Key Decisions for Investors

  • Establish a 2–3% portfolio long position in AMD (AMD) over 6–12 months, target +25% upside, set a tactical stop‑loss at -15% from entry or exit if AMD reports QoQ CPU/mobile revenue decline >10% in next two quarters.
  • Implement a pair trade: Long AMD 2% / Short Intel (INTC) 1.5% to express mobile/gaming share shift; target relative outperformance of 15% within 9–12 months, unwind if spread compresses >10% in 3 months or if INTC announces a competitive mobile APU that gains OEM commitments.

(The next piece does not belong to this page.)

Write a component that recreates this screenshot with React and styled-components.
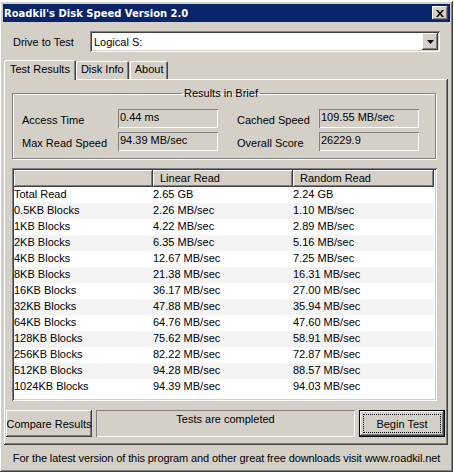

  • Buy a defined‑risk AMD options structure: purchase 12‑month call spread size 0.5–1% notional (buy ~30% OTM call, sell ~60% OTM call) to cap premium; take profit if AMD rallies >40% or if SteamOS adoption metrics (OEM compatibility lists, Steam Deck‑class sales) materially exceed expectations within 9 months.
  • Small speculative long in Arm (ARM) at 0.5–1% for optionality on Valve/Arm momentum; exit if no Arm‑targeted SteamOS device announcements or revenue catalysts within 6 months, target +30% in 12 months if Valve public roadmap shows broader Arm support.